Dormant critical control list enjoys three-month adoption rush.

Large public agencies and private organisations in the US and Britain have standardised on a information security framework that claims to drop measurable risk by 90 percent.

The US Department of Homeland Security (DHS) and the British Centre for the Protection of National Infrastructure are among those that have adopted the framework in the past three months.

The framework, dubbed the 20 Critical Controls, was developed by the National Security Agency (NSA) and a consortium of private sector organisations.

It established a baseline of high-priority ‘technical’ information security measures and controls that are used to improve an organisation's security posture.

The framework was led by four controls that were created last year by the Defence Signals Directorate (DSD) under its Strategies to Mitigate Targeted Cyber Intrusions guide.

Organisations implementing those four controls alone could reduce the incidence of targeted intrusions by 85 percent, according to DSD tests.

 
 
20 Critical Controls (click to enlarge)

The British and US organisations using the framework have begun sourcing tools to automate the controls.

Once this was completed, the framework was expected to be pushed out across US government agencies.

This would be in line with tougher FISMA laws that will force US Federal agencies to report IT security postures using automated tools by September 30.

The controls were expected to gain traction, too, in Britain's private sector after London Police signed on to the framework. The police service could push the framework as part of its function as an advisor to businesses on security best practice.

The nation's largest energy provider, Consumer Energy, had also adopted the framework in what is seen as a test case for other businesses.

The DSD said it had seen a “significant improvement in ICT security across government” due to security awareness “coupled with concerted efforts by government agencies to implement the top four” controls.

“Nevertheless, securing large networks is a complex issue which requires an ongoing effort, both in user education and system improvements,” it said.

Slow starter

The 20 Critical Controls framework has existed for around three years but only the US State Department had adopted the work before November last year.

SANS Institute research director Alan Paller said the rush to adopt the standard was a sign it could quickly spread across state and private sector industries, starting with the DSD recommendations.

“You've got a lot of energy behind this … and all in 12 weeks,” Paller said.

The US State Department said the controls would provide daily “authoritive data on the readiness of computers to withstand attack” and elimate “massive financial waste associated with thick audit reports that are out-of-date long before they are published”.

It boasted that in its first year, the risk score for hundreds of thousands of computers dropped by nearly 90 per cent.

The department was also able to get 90 percent of systems patched within 10 days of the emergence of new threats (left), while other agencies not using the controls patched between 20 and 65 percent of systems over several months.

It tested some 12,000 attacks it fielded and found details of only 7 percent could not be explained by the controls.

The department established that system admininstrators “have about 20 minutes a day to fix things”, Paller said. Administrators in the department assess security priorities daily, rather than weekly or monthly, which has contributed to the massive risk reduction.

Trail blazer

Much of the recent success of the control list was thanks to its creator, the late National Security Agency (NSA) engineer Paul Bartock.

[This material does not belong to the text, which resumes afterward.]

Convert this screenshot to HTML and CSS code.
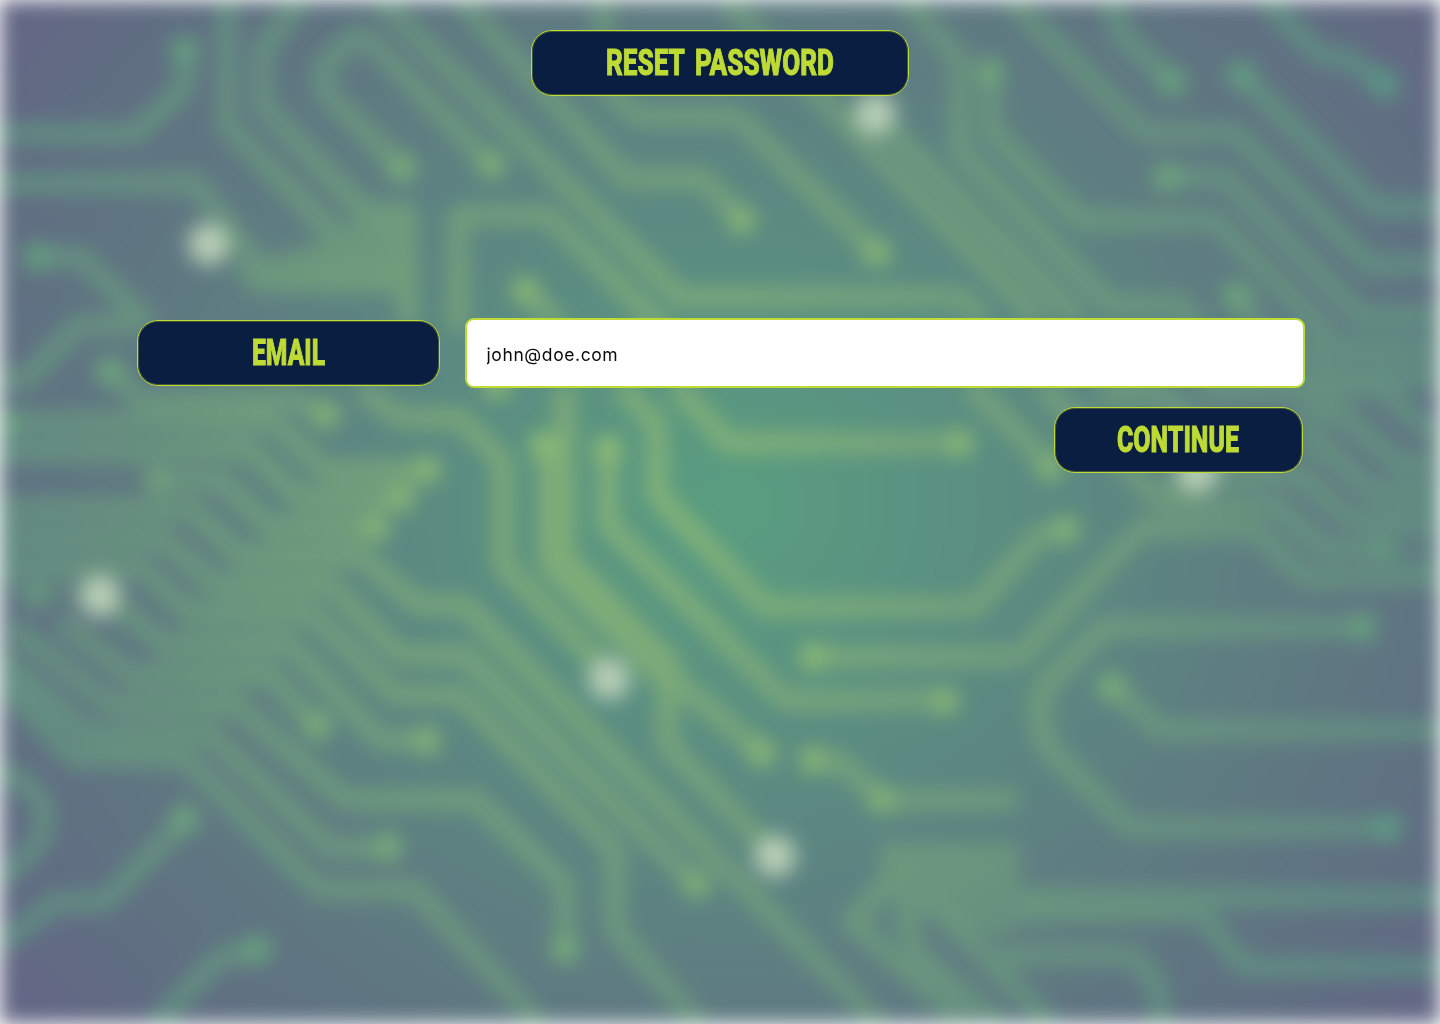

Bartock, described as one of the top security engineers in the US, created a band of high-profile cyber security chiefs within US government agencies, critical infrastructure and banks and began to develop the controls about three years ago.

Paller decribed Bartock as “one of the top security engineers in the United States” and said Bartock had seen the adoption of the controls by British and US agencies before he died aged 58 late last month.

Bartock was the technical director of the NSA's red and blue teams which serve as penetration testers for the US Government.

Paller said that prior to Bartock's control list, agencies had produced “hundreds of thousands” of controls which were overly complex and inevitably dumped.